Work-related road safety can contribute to substantial reductions in employers’ costs, and impact on national and organisational goals for occupational health and safety. Joint country strategies developed by road safety lead agencies and the occupational health sector are being increasingly produced. A new ISO 39001 standard on road safety management systems in organisations has been produced to provide key advice to employers towards these ends (see The Road Safety Management System).

Educational goals

While the effects of road traffic injury on educational goals have been little discussed, many thousands of children see their prospects for education diminished by injury and disability from road traffic crashes (Watkins & Sridhar, 2009).

Tourism impacts

A report by the WHO (2007) concluded that risks of road traffic injuries are appreciably higher for tourists than health risks such as epidemics (e.g.
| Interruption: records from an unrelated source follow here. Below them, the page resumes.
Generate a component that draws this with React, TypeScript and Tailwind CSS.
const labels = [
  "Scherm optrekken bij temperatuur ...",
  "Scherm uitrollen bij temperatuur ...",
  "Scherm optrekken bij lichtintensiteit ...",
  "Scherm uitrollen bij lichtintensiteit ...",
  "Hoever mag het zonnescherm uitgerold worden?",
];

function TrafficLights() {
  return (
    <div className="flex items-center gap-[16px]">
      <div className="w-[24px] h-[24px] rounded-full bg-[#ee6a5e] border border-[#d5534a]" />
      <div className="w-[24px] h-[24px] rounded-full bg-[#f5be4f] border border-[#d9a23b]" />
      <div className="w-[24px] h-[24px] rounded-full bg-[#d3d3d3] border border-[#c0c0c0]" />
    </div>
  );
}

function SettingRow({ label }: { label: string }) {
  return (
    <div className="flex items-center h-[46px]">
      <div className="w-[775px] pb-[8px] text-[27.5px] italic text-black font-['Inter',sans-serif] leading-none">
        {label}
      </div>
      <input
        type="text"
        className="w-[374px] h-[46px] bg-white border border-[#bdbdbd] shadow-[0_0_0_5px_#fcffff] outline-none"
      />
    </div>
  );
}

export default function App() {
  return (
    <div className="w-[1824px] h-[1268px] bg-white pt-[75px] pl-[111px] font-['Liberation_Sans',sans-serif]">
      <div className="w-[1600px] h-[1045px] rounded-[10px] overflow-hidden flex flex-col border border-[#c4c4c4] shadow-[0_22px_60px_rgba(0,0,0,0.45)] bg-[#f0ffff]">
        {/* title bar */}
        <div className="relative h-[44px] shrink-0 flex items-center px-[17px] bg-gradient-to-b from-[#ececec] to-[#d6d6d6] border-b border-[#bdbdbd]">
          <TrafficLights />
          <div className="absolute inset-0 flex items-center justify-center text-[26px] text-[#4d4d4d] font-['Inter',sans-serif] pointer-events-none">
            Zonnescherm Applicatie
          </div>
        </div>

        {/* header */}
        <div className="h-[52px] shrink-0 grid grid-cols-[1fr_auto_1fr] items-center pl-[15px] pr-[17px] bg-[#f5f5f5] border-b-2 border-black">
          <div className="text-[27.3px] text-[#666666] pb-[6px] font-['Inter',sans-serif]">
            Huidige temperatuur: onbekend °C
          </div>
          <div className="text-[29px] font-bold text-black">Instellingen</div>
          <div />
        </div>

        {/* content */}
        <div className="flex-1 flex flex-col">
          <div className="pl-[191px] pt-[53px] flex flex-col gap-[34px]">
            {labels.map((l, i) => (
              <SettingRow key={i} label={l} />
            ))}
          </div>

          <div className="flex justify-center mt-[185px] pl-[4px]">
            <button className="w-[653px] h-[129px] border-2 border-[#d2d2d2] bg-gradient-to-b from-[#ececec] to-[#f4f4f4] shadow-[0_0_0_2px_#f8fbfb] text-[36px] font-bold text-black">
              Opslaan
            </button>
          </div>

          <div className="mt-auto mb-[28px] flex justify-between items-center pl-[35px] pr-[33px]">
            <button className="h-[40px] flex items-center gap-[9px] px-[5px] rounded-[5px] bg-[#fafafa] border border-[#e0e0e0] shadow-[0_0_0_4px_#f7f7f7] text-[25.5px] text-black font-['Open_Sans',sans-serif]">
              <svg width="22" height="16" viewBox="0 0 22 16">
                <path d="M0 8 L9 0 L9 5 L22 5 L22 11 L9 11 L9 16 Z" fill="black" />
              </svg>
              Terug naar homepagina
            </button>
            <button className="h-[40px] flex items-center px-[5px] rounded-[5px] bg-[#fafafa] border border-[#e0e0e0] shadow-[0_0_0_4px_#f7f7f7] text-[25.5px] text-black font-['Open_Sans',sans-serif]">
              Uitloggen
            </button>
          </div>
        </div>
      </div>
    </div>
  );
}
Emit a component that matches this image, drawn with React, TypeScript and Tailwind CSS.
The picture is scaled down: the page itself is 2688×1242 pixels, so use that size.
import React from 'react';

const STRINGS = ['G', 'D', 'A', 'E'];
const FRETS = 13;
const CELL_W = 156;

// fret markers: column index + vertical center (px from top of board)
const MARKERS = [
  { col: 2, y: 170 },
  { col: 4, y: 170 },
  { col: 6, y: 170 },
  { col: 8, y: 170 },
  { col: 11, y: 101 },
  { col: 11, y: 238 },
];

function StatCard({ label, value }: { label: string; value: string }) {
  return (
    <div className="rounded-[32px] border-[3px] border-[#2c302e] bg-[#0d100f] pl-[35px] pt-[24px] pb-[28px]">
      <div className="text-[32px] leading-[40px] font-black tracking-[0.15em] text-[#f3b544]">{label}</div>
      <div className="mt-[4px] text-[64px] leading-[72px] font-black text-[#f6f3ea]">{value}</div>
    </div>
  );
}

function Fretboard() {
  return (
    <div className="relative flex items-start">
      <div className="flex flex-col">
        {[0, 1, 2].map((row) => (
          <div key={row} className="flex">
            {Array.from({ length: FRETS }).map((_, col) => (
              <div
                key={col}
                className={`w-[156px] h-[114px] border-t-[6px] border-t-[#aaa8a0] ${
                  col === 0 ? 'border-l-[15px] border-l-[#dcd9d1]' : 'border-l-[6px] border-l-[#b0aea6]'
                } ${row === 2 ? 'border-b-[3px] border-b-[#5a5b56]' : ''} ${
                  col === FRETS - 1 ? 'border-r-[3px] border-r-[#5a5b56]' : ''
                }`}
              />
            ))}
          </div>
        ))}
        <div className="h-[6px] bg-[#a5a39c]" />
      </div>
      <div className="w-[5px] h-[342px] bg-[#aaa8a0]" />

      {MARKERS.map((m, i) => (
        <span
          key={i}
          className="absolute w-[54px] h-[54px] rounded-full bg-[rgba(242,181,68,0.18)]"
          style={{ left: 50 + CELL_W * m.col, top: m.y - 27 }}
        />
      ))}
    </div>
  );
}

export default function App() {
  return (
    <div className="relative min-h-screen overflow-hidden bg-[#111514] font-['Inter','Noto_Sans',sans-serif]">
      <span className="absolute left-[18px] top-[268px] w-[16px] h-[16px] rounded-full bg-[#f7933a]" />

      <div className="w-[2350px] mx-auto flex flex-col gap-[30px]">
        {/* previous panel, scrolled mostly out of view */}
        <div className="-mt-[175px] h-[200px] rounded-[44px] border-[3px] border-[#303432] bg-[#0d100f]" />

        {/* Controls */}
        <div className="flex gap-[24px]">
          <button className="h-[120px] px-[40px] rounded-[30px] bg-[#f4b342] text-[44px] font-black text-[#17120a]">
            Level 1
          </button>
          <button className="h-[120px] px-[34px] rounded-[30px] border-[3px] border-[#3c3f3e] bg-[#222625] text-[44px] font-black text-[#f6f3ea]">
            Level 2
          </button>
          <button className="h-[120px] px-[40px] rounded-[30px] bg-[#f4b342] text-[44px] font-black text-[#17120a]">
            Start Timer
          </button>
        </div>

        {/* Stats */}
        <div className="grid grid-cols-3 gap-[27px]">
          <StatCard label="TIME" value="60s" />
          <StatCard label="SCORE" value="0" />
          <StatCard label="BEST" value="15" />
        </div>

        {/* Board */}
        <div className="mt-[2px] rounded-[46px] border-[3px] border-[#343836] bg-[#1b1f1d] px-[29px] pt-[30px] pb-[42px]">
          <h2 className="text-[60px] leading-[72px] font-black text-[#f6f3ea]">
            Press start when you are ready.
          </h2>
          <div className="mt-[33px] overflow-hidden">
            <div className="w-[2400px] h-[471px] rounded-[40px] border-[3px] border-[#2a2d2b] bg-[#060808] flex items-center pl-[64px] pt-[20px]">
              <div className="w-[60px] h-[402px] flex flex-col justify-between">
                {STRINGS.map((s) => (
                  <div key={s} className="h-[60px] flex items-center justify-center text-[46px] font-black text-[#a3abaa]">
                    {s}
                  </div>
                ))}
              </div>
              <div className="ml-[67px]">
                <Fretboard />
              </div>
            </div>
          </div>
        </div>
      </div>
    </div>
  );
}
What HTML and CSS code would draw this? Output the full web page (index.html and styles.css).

AIDS); illnesses (such as malaria and cholera); personal security risks associated with international terrorism, violence and crime; travel injury risks on modes other than road transport modes (e.g. aviation); and other personal injury risks such as drowning. Globally, international tourist road fatalities are forecast to increase three-fold to around 75,000 per annum in 2030, with implications for developing and mature economies alike (Commission for Global Road Safety, 2010).

Road traffic injury clearly has many societal impacts. The scale of the road safety challenge and the diversity of the effects of road traffic injury underline the importance of exploring synergies with other societal goals and priorities. When directed and assisted by accountable national road safety lead agencies, country road safety coordination arrangements provide a valuable platform for integrating road safety into other government policies to increase coverage and resourcing levels.